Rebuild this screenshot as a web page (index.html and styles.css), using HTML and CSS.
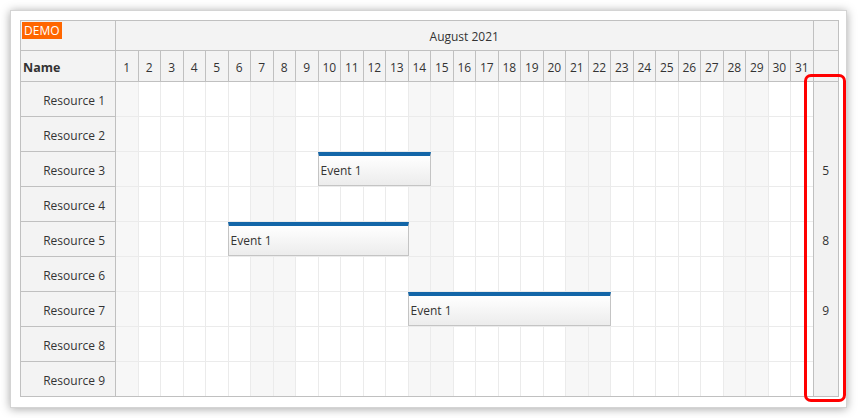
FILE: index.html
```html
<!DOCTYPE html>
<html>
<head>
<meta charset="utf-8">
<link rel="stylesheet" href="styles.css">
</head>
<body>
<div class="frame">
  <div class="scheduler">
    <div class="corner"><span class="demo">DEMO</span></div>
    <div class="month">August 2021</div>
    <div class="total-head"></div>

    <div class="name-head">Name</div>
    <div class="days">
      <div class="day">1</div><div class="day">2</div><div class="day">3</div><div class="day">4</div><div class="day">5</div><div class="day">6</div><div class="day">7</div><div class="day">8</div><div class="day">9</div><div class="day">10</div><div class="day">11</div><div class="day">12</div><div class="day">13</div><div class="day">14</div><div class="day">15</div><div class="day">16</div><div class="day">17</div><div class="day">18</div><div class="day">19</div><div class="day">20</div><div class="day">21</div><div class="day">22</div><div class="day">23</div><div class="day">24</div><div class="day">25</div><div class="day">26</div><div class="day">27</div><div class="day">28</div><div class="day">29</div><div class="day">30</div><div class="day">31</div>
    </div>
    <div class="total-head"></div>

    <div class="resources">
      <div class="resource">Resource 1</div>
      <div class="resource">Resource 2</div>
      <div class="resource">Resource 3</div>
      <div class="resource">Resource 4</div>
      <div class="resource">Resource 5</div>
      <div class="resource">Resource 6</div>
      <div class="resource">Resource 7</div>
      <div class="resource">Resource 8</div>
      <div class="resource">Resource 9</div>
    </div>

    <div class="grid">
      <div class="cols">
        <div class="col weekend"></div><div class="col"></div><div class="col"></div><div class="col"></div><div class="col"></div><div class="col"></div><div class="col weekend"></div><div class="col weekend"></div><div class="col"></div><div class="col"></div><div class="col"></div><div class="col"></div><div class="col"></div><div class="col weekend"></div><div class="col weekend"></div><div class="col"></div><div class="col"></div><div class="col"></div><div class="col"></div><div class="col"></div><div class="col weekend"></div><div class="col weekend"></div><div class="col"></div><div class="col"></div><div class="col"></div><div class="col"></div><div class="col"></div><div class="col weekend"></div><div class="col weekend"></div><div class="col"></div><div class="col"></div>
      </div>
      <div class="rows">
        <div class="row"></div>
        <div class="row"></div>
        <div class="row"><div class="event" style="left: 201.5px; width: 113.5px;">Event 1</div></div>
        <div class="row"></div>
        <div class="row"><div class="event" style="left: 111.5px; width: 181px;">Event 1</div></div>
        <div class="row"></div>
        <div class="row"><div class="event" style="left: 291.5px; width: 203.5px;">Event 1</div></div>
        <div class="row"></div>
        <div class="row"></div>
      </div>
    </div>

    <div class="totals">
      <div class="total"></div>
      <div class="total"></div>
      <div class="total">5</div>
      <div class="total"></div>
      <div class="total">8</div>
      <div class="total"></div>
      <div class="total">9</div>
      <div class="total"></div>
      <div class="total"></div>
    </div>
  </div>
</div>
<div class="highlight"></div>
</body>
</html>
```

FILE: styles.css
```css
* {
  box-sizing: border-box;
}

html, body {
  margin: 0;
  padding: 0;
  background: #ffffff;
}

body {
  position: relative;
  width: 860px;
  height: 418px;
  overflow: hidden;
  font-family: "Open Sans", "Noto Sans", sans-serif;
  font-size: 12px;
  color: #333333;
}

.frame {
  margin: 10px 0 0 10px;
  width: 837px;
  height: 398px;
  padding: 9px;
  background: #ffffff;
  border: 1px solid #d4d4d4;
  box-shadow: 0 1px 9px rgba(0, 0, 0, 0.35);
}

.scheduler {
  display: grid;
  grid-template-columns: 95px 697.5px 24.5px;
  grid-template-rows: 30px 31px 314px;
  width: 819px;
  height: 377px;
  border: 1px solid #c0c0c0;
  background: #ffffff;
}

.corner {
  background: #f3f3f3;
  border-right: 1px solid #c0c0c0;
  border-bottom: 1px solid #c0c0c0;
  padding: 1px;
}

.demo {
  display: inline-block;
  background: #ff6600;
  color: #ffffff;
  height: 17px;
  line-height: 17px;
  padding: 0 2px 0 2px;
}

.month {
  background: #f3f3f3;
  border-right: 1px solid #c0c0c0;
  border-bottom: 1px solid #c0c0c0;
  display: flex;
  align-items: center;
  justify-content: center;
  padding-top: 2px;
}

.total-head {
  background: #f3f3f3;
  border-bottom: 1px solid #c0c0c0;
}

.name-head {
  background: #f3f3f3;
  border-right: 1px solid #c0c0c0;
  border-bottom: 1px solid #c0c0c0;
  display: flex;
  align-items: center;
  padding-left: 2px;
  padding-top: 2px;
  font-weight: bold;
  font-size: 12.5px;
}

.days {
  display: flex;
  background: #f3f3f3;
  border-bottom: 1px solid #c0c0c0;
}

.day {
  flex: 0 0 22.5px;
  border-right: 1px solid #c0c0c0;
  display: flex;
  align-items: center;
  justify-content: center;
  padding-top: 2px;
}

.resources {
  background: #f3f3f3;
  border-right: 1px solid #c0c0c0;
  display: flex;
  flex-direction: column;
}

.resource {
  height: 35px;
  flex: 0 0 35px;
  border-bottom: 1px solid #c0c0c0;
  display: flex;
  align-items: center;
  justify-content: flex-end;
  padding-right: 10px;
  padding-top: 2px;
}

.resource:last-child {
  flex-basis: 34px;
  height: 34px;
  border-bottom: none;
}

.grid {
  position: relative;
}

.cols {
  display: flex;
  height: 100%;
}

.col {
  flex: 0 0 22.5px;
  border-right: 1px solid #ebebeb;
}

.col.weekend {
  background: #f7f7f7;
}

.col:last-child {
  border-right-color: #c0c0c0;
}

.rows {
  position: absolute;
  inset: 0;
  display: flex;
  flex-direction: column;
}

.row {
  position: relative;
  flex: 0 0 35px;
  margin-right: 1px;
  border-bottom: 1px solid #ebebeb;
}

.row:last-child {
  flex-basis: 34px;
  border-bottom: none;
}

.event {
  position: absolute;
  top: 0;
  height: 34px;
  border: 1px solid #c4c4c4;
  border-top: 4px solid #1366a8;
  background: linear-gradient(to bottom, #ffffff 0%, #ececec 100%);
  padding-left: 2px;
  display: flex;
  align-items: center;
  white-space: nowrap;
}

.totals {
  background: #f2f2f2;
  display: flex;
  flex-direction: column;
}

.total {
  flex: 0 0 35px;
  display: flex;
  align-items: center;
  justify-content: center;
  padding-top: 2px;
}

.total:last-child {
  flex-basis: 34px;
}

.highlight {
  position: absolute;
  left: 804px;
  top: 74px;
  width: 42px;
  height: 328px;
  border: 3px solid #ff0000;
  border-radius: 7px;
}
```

## Your objective
Copy each line in full and exactly, omitting any picture.

## Output below
Rebuild this screenshot as a web page (index.html and styles.css), using HTML and CSS.
FILE: index.html
```html
<!DOCTYPE html>
<html>
<head>
<meta charset="utf-8">
<link rel="stylesheet" href="styles.css">
</head>
<body>
<div class="frame">
  <div class="scheduler">
    <div class="corner"><span class="demo">DEMO</span></div>
    <div class="month">August 2021</div>
    <div class="total-head"></div>

    <div class="name-head">Name</div>
    <div class="days">
      <div class="day">1</div><div class="day">2</div><div class="day">3</div><div class="day">4</div><div class="day">5</div><div class="day">6</div><div class="day">7</div><div class="day">8</div><div class="day">9</div><div class="day">10</div><div class="day">11</div><div class="day">12</div><div class="day">13</div><div class="day">14</div><div class="day">15</div><div class="day">16</div><div class="day">17</div><div class="day">18</div><div class="day">19</div><div class="day">20</div><div class="day">21</div><div class="day">22</div><div class="day">23</div><div class="day">24</div><div class="day">25</div><div class="day">26</div><div class="day">27</div><div class="day">28</div><div class="day">29</div><div class="day">30</div><div class="day">31</div>
    </div>
    <div class="total-head"></div>

    <div class="resources">
      <div class="resource">Resource 1</div>
      <div class="resource">Resource 2</div>
      <div class="resource">Resource 3</div>
      <div class="resource">Resource 4</div>
      <div class="resource">Resource 5</div>
      <div class="resource">Resource 6</div>
      <div class="resource">Resource 7</div>
      <div class="resource">Resource 8</div>
      <div class="resource">Resource 9</div>
    </div>

    <div class="grid">
      <div class="cols">
        <div class="col weekend"></div><div class="col"></div><div class="col"></div><div class="col"></div><div class="col"></div><div class="col"></div><div class="col weekend"></div><div class="col weekend"></div><div class="col"></div><div class="col"></div><div class="col"></div><div class="col"></div><div class="col"></div><div class="col weekend"></div><div class="col weekend"></div><div class="col"></div><div class="col"></div><div class="col"></div><div class="col"></div><div class="col"></div><div class="col weekend"></div><div class="col weekend"></div><div class="col"></div><div class="col"></div><div class="col"></div><div class="col"></div><div class="col"></div><div class="col weekend"></div><div class="col weekend"></div><div class="col"></div><div class="col"></div>
      </div>
      <div class="rows">
        <div class="row"></div>
        <div class="row"></div>
        <div class="row"><div class="event" style="left: 201.5px; width: 113.5px;">Event 1</div></div>
        <div class="row"></div>
        <div class="row"><div class="event" style="left: 111.5px; width: 181px;">Event 1</div></div>
        <div class="row"></div>
        <div class="row"><div class="event" style="left: 291.5px; width: 203.5px;">Event 1</div></div>
        <div class="row"></div>
        <div class="row"></div>
      </div>
    </div>

    <div class="totals">
      <div class="total"></div>
      <div class="total"></div>
      <div class="total">5</div>
      <div class="total"></div>
      <div class="total">8</div>
      <div class="total"></div>
      <div class="total">9</div>
      <div class="total"></div>
      <div class="total"></div>
    </div>
  </div>
</div>
<div class="highlight"></div>
</body>
</html>
```

FILE: styles.css
```css
* {
  box-sizing: border-box;
}

html, body {
  margin: 0;
  padding: 0;
  background: #ffffff;
}

body {
  position: relative;
  width: 860px;
  height: 418px;
  overflow: hidden;
  font-family: "Open Sans", "Noto Sans", sans-serif;
  font-size: 12px;
  color: #333333;
}

.frame {
  margin: 10px 0 0 10px;
  width: 837px;
  height: 398px;
  padding: 9px;
  background: #ffffff;
  border: 1px solid #d4d4d4;
  box-shadow: 0 1px 9px rgba(0, 0, 0, 0.35);
}

.scheduler {
  display: grid;
  grid-template-columns: 95px 697.5px 24.5px;
  grid-template-rows: 30px 31px 314px;
  width: 819px;
  height: 377px;
  border: 1px solid #c0c0c0;
  background: #ffffff;
}

.corner {
  background: #f3f3f3;
  border-right: 1px solid #c0c0c0;
  border-bottom: 1px solid #c0c0c0;
  padding: 1px;
}

.demo {
  display: inline-block;
  background: #ff6600;
  color: #ffffff;
  height: 17px;
  line-height: 17px;
  padding: 0 2px 0 2px;
}

.month {
  background: #f3f3f3;
  border-right: 1px solid #c0c0c0;
  border-bottom: 1px solid #c0c0c0;
  display: flex;
  align-items: center;
  justify-content: center;
  padding-top: 2px;
}

.total-head {
  background: #f3f3f3;
  border-bottom: 1px solid #c0c0c0;
}

.name-head {
  background: #f3f3f3;
  border-right: 1px solid #c0c0c0;
  border-bottom: 1px solid #c0c0c0;
  display: flex;
  align-items: center;
  padding-left: 2px;
  padding-top: 2px;
  font-weight: bold;
  font-size: 12.5px;
}

.days {
  display: flex;
  background: #f3f3f3;
  border-bottom: 1px solid #c0c0c0;
}

.day {
  flex: 0 0 22.5px;
  border-right: 1px solid #c0c0c0;
  display: flex;
  align-items: center;
  justify-content: center;
  padding-top: 2px;
}

.resources {
  background: #f3f3f3;
  border-right: 1px solid #c0c0c0;
  display: flex;
  flex-direction: column;
}

.resource {
  height: 35px;
  flex: 0 0 35px;
  border-bottom: 1px solid #c0c0c0;
  display: flex;
  align-items: center;
  justify-content: flex-end;
  padding-right: 10px;
  padding-top: 2px;
}

.resource:last-child {
  flex-basis: 34px;
  height: 34px;
  border-bottom: none;
}

.grid {
  position: relative;
}

.cols {
  display: flex;
  height: 100%;
}

.col {
  flex: 0 0 22.5px;
  border-right: 1px solid #ebebeb;
}

.col.weekend {
  background: #f7f7f7;
}

.col:last-child {
  border-right-color: #c0c0c0;
}

.rows {
  position: absolute;
  inset: 0;
  display: flex;
  flex-direction: column;
}

.row {
  position: relative;
  flex: 0 0 35px;
  margin-right: 1px;
  border-bottom: 1px solid #ebebeb;
}

.row:last-child {
  flex-basis: 34px;
  border-bottom: none;
}

.event {
  position: absolute;
  top: 0;
  height: 34px;
  border: 1px solid #c4c4c4;
  border-top: 4px solid #1366a8;
  background: linear-gradient(to bottom, #ffffff 0%, #ececec 100%);
  padding-left: 2px;
  display: flex;
  align-items: center;
  white-space: nowrap;
}

.totals {
  background: #f2f2f2;
  display: flex;
  flex-direction: column;
}

.total {
  flex: 0 0 35px;
  display: flex;
  align-items: center;
  justify-content: center;
  padding-top: 2px;
}

.total:last-child {
  flex-basis: 34px;
}

.highlight {
  position: absolute;
  left: 804px;
  top: 74px;
  width: 42px;
  height: 328px;
  border: 3px solid #ff0000;
  border-radius: 7px;
}
```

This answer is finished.